Bunun yanı sıra kendi inançları doğrultusunda dönüştürme
fikrine sahip Bekir Coşkun, Uğur Dündar, Emin Çölaşan, Oda Tv, Doğu Perinçek’in
aydınlık gazetesinden, aslen Hıristiyan olan hatta hayatta bile olmayan Türkan
Saylan adına paylaşımda bulunan ülkücü camianın da, şapkasını önüne koyup
düşünmesi lazım.
12 Eylül döneminde mücadele ettikleri bu zihniyet ile
ittifak yaparken, ya o dönemde hata yapmışlardır ya da şimdi yapıyorlar. Eğer
zihniyet farklılığı yoksa 12 Eylül döneminde o kadar genç neden öldü? O dönemde
yaptıklarımız doğruydu derlerse bu da kendilerini yalanlamak olur. Bir parti zihniyetinin
iflası demektir.
Hâlbuki anlasalar o zaman kendilerini kavga ettiren güç,
şimdi aynı kulvarda yürümelerini istiyor. Biz de diyoruz ki: Bu milli olmaktan
çok uzak, yabancı telkinlerle komünizm gelecek diye sizi kavga ettirenler, size
ittifak yaptırıyor. O zaman kavganın sebebini bilmediniz, ittifakın sebebini bilmediğinizi de 30 yıl
sonra göreceksiniz. Ama ülke gördüğü zararla kalacak.
Kurban bayramı yaklaşıyor. Seçim öncesi manevraları tutmayan
Bekirler, Eminler kurban kesmenin saçmalığı üzerine güzelleme hazırlasınlar
şimdiden. Müslüman-Türk kardeşlerimizde bunları paylaşsınlar.

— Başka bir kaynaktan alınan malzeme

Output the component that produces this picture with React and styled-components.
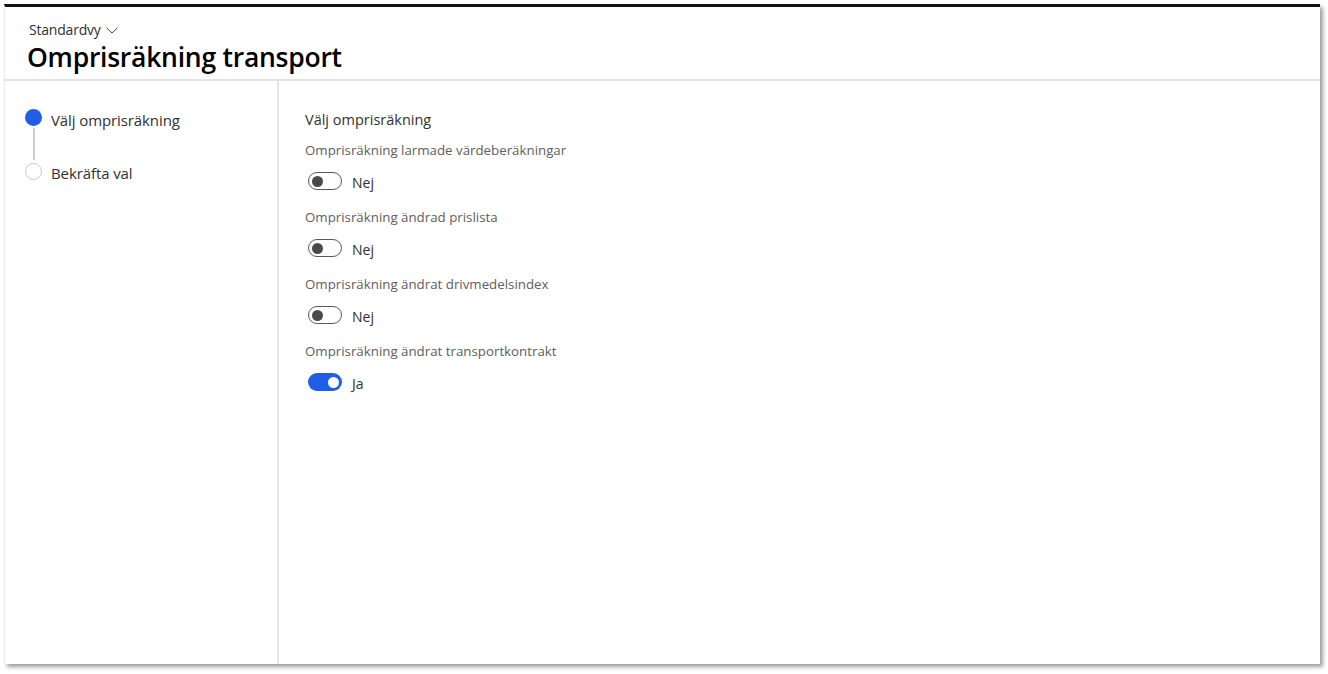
import React from 'react';
import styled, { createGlobalStyle } from 'styled-components';

const GlobalStyle = createGlobalStyle`
    html, body {
        margin: 0;
        padding: 0;
        background: #ffffff;
    }

    body {
        font-family: "Open Sans", "Noto Sans", sans-serif;
        color: #323130;
    }
`;

const Page = styled.div`
    width: 1328px;
    height: 674px;
    padding: 4px 0 0 4px;
    box-sizing: border-box;
`;

const Frame = styled.div`
    width: 1316px;
    height: 660px;
    box-sizing: border-box;
    display: flex;
    flex-direction: column;
    background: #ffffff;
    border-top: 3px solid #111111;
    border-left: 1px solid #ececec;
    box-shadow: 3px 3px 4px rgba(0, 0, 0, 0.38);
`;

const Header = styled.header`
    height: 74px;
    box-sizing: border-box;
    padding: 15px 0 0 22px;
    border-bottom: 2px solid #e3e3e3;
`;

const ViewPicker = styled.div`
    display: flex;
    align-items: center;
    gap: 5px;
    font-size: 14px;
    color: #323130;
    line-height: 16px;
    padding-left: 2px;
    letter-spacing: -0.2px;
`;

const Title = styled.h1`
    margin: 3px 0 0;
    font-size: 26.5px;
    font-weight: 600;
    line-height: 32px;
    color: #000000;
    letter-spacing: -0.25px;
`;

const Body = styled.div`
    flex: 1;
    display: flex;
`;

const Sidebar = styled.nav`
    width: 274px;
    border-right: 2px solid #e6e6e6;
    padding: 27px 0 0 20px;
    box-sizing: border-box;
`;

const Step = styled.div`
    display: flex;
    align-items: center;
    gap: 9px;
    height: 18px;
    font-size: 15px;
    color: #323130;
`;

const StepText = styled.span`
    padding-top: ${p => (p.$first ? '5px' : '3px')};
    letter-spacing: -0.1px;
`;

const Dot = styled.span`
    width: 17px;
    height: 17px;
    box-sizing: border-box;
    border-radius: 50%;
    background: ${p => (p.$active ? '#1f5ee5' : '#ffffff')};
    border: ${p => (p.$active ? 'none' : '1.5px solid #c8c8c8')};
    flex-shrink: 0;
`;

const Connector = styled.div`
    width: 2px;
    height: 32px;
    margin: 2px 0 2px 8px;
    background: #cfcfcf;
`;

const Main = styled.main`
    flex: 1;
    padding: 29px 0 0 26px;
`;

const SectionTitle = styled.h2`
    margin: 0 0 11px;
    font-size: 14.5px;
    font-weight: 400;
    line-height: 20px;
    color: #323130;
`;

const Field = styled.div`
    display: flex;
    flex-direction: column;
    margin-bottom: 15px;
`;

const Label = styled.label`
    font-size: 13.3px;
    line-height: 18px;
    color: #605e5c;
    margin-bottom: 10px;
`;

const ToggleRow = styled.div`
    display: flex;
    align-items: center;
    gap: 10px;
    padding-left: 3px;
    height: 24px;
`;

const Track = styled.span`
    width: 34px;
    height: 18px;
    box-sizing: border-box;
    border-radius: 9px;
    display: flex;
    align-items: center;
    padding: 0 3px;
    justify-content: ${p => (p.$on ? 'flex-end' : 'flex-start')};
    background: ${p => (p.$on ? '#1f5ee5' : '#ffffff')};
    border: ${p => (p.$on ? 'none' : '1.5px solid #5a5a5a')};
`;

const Knob = styled.span`
    width: 11px;
    height: 11px;
    border-radius: 50%;
    background: ${p => (p.$on ? '#ffffff' : '#4a4a4a')};
`;

const ToggleText = styled.span`
    font-size: 14px;
    color: #323130;
    padding-top: 3px;
`;

const fields = [
    { label: 'Omprisräkning larmade värdeberäkningar', on: false },
    { label: 'Omprisräkning ändrad prislista', on: false },
    { label: 'Omprisräkning ändrat drivmedelsindex', on: false },
    { label: 'Omprisräkning ändrat transportkontrakt', on: true },
];

const Chevron = () => (
    <svg width="12" height="7" viewBox="0 0 12 7" fill="none">
        <path d="M0.5 0.8 L6 6 L11.5 0.8" stroke="#444" strokeWidth="1" />
    </svg>
);

const App = () => {
    return (
        <Page>
            <GlobalStyle />
            <Frame>
                <Header>
                    <ViewPicker>
                        Standardvy <Chevron />
                    </ViewPicker>
                    <Title>Omprisräkning transport</Title>
                </Header>
                <Body>
                    <Sidebar>
                        <Step>
                            <Dot $active />
                            <StepText $first>Välj omprisräkning</StepText>
                        </Step>
                        <Connector />
                        <Step>
                            <Dot />
                            <StepText>Bekräfta val</StepText>
                        </Step>
                    </Sidebar>
                    <Main>
                        <SectionTitle>Välj omprisräkning</SectionTitle>
                        {fields.map(f => (
                            <Field key={f.label}>
                                <Label>{f.label}</Label>
                                <ToggleRow>
                                    <Track $on={f.on}>
                                        <Knob $on={f.on} />
                                    </Track>
                                    <ToggleText>{f.on ? 'Ja' : 'Nej'}</ToggleText>
                                </ToggleRow>
                            </Field>
                        ))}
                    </Main>
                </Body>
            </Frame>
        </Page>
    );
};

export default App;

Bu millet dış destekli, dönüştürme yönetim modellerini, ABD,
AB, Vatikan destekli, dini Kuran dışına çıkarmak isteyen projeleri reddediyor.
Hastahanede parmak izi ile muayene olurken, cihazın kıyafetine değil, sadece
parmak izine baktığını biliyor. Lakin bütün bunları muhalefet bilmiyor.
Muhalefet ve onu destekleyen taife, Müslüman olduğu için
devamlı aşağıladıkları insanlardan kendilerine oy vermesini istiyor. Hal böyle olunca
her seçimde dirsek yiyip, yerde debelenen futbolcudan farkları kalmıyor tabi.